Il caso Scattone tra amplificazione mediatica e dramma esistenziale

Ha avuto coraggio il ministro Stefania Giannini a dire in pubblico che avrebbe mandato tranquillamente sua figlia a scuola a prendere lezioni dal professore Giovanni Scattone, a suo tempo condannato in via definitiva per l’omicidio della studentessa Marta Russo, avvenuto nel 1997.

Non era facile prendere posizione dopo l’esternazione della madre della studentessa, che considerava inaccettabile l’idea che il responsabile della morte di Marta potesse comunque mettere piede in una scuola.

Eppure negli ultimi dieci anni, conclusa l’espiazione della pena, che non aveva comportato l’esclusione dai pubblici uffici, Scattone aveva insegnato come supplente in numerose scuole e aveva acquisito i titoli richiesti per poter aspirare ad essere assunto a tempo indeterminato per fare il mestiere per il quale si era preparato, l’insegnante.

Di fronte al clamore suscitato dalla notizia che egli avrebbe potuto essere uno dei beneficiari delle assunzioni previste dalla Buona Scuola e, riteniamo, per sottrarsi alla gogna mediatica cui sarebbe stato sottoposto fin dal suo ingresso nella scuola romana dove era stato nominato, il quasi cinquantenne ex ricercatore in Filosofia del diritto ha annunciato la sua rinuncia alla nomina, e quindi all’insegnamento.

Non sappiamo se su questa decisione abbia influito di più la dura, ma ben comprensibile sul piano umano, presa di posizione della madre di Marta, oppure il clima forcaiolo e giustizialista alimentato da una parte consistente del sistema mediatico. Del resto sul giudizio incide non poco la particolare natura della professione verso cui si è indirizzato Scattone. Non si può non notare, tuttavia, che anche in questo caso il Paese di Cesare Beccaria ha perso un’occasione per dimostrare in concreto che lo scopo della pena non è la vendetta sociale, il marchio indelebile sul destino del reo, ma il reinserimento sociale di chi ha scontato la pena secondo le regole. A Scattone questo non è stato possibile, e non è una buona notizia: per lui, ma anche per chi vorrebbe vivere in una società meno condizionata dai clamori e dai furori mediatici.

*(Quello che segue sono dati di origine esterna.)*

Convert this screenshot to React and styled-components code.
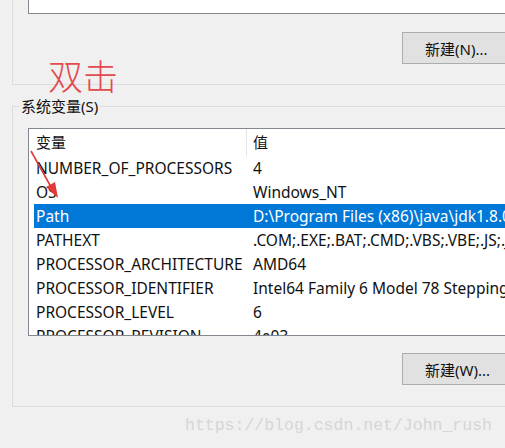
import React from "react";
import { styled, createGlobalStyle } from "styled-components";

const GlobalStyle = createGlobalStyle`
  html, body {
    margin: 0;
    padding: 0;
    background: #f0f0f0;
  }
`;

const rows = [
  { name: "NUMBER_OF_PROCESSORS", value: "4" },
  { name: "OS", value: "Windows_NT" },
  { name: "Path", value: "D:\\Program Files (x86)\\java\\jdk1.8.0_121\\bin", selected: true },
  { name: "PATHEXT", value: ".COM;.EXE;.BAT;.CMD;.VBS;.VBE;.JS;.JSE;.WSF" },
  { name: "PROCESSOR_ARCHITECTURE", value: "AMD64" },
  { name: "PROCESSOR_IDENTIFIER", value: "Intel64 Family 6 Model 78 Stepping 3" },
  { name: "PROCESSOR_LEVEL", value: "6" },
  { name: "PROCESSOR_REVISION", value: "4e03" },
];

const App = () => {
  return (
    <>
      <GlobalStyle />
      <Page>
        <Frame>
          <UserGroup>
            <UserListStub />
            <ButtonRow>
              <Button>新建(N)...</Button>
            </ButtonRow>
          </UserGroup>

          <SysGroup>
            <Legend>系统变量(S)</Legend>
            <ListBox>
              <Header>
                <HeadCell $first>变量</HeadCell>
                <HeadCell>值</HeadCell>
              </Header>
              {rows.map((r) => (
                <Row key={r.name} $selected={r.selected}>
                  <Cell $first>{r.name}</Cell>
                  <Cell>{r.value}</Cell>
                </Row>
              ))}
            </ListBox>
            <ButtonRow $gap={17}>
              <Button>新建(W)...</Button>
            </ButtonRow>
          </SysGroup>

          <Footer>https://blog.csdn.net/John_rush</Footer>
        </Frame>

        <Note>双击</Note>
        <Arrow viewBox="0 0 40 60" width="40" height="60">
          <line x1="2" y1="2" x2="22" y2="38" stroke="#e03a3a" strokeWidth="1.6" />
          <polygon points="29,49 17,38 26,33" fill="#e03a3a" />
        </Arrow>
      </Page>
    </>
  );
};

export default App;

const Page = styled.div`
  position: relative;
  width: 505px;
  height: 448px;
  overflow: hidden;
  background: #f0f0f0;
  font-family: "Noto Sans", "Noto Sans CJK SC", sans-serif;
  color: #111;
`;

const Frame = styled.div`
  width: 540px;
  padding-left: 12px;
  display: flex;
  flex-direction: column;
`;

const UserGroup = styled.div`
  height: 84px;
  border-left: 1px solid #dcdcdc;
  border-bottom: 1px solid #dcdcdc;
  display: flex;
  flex-direction: column;
`;

const UserListStub = styled.div`
  margin-left: 15px;
  height: 13px;
  background: #fff;
  border-left: 1px solid #828790;
  border-bottom: 1px solid #828790;
`;

const ButtonRow = styled.div`
  display: flex;
  margin-top: ${(p) => p.$gap ?? 18}px;
  padding-left: 389px;
`;

const Button = styled.button`
  width: 108px;
  height: 32px;
  margin: 0;
  padding: 0 0 0 22px;
  background: #e1e1e1;
  border: 1px solid #adadad;
  font-family: "Noto Sans", "Noto Sans CJK SC", sans-serif;
  font-size: 15px;
  color: #111;
  text-align: left;
`;

const SysGroup = styled.fieldset`
  margin: 11px 0 0 0;
  padding: 12px 0 21px 0;
  border: 1px solid #dcdcdc;
  border-right: none;
  min-width: 0;
`;

const Legend = styled.legend`
  margin-left: 6px;
  padding: 0 2px;
  font-size: 15px;
  line-height: 20px;
  color: #111;
`;

const ListBox = styled.div`
  margin-left: 15px;
  height: 206px;
  background: #fff;
  border: 1px solid #828790;
  border-right: none;
  overflow: hidden;
`;

const Header = styled.div`
  display: grid;
  grid-template-columns: 218px 1fr;
  height: 27px;
`;

const HeadCell = styled.div`
  font-size: 15px;
  line-height: 27px;
  padding-left: ${(p) => (p.$first ? 7 : 6)}px;
  border-right: ${(p) => (p.$first ? "1px solid #e5e5e5" : "none")};
`;

const Row = styled.div`
  display: grid;
  grid-template-columns: 213px 1fr;
  height: 24px;
  margin-left: 5px;
  background: ${(p) => (p.$selected ? "#0078d7" : "transparent")};
  color: ${(p) => (p.$selected ? "#fff" : "#111")};
`;

const Cell = styled.div`
  font-size: 15.5px;
  line-height: 24px;
  white-space: nowrap;
  overflow: hidden;
  padding-left: ${(p) => (p.$first ? 2 : 6)}px;
`;

const Footer = styled.div`
  padding-top: 9px;
  padding-left: 173px;
  font-family: "Liberation Mono", monospace;
  font-size: 16.5px;
  line-height: 20px;
  color: #d6d6d6;
  white-space: nowrap;
`;

const Note = styled.div`
  position: absolute;
  left: 48px;
  top: 58px;
  font-family: "Noto Sans CJK SC", sans-serif;
  font-weight: 300;
  font-size: 35px;
  line-height: 34px;
  color: #e24a4f;
`;

const Arrow = styled.svg`
  position: absolute;
  left: 29px;
  top: 149px;
`;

Ad ogni modo resta il fatto che esprimere un’opinione secca su una questione così delicata è difficile. Come ha scritto un grande giornalista come Massimo Gramellini nella sua rubrica “Buongiorno” su La Stampa, intitolata “il RiScattone”: “la natura di un corsivetto come questo condanna l’autore a esprimere ogni giorno opinioni nette. Stavolta consentitegli di non averne”. Consentite anche a noi di aver posto l’accento su una questione reietta come lo scopo della pena giudiziaria, senza avere la certezza di esprimere un giudizio assoluto su cosa sia giusto in questo caso.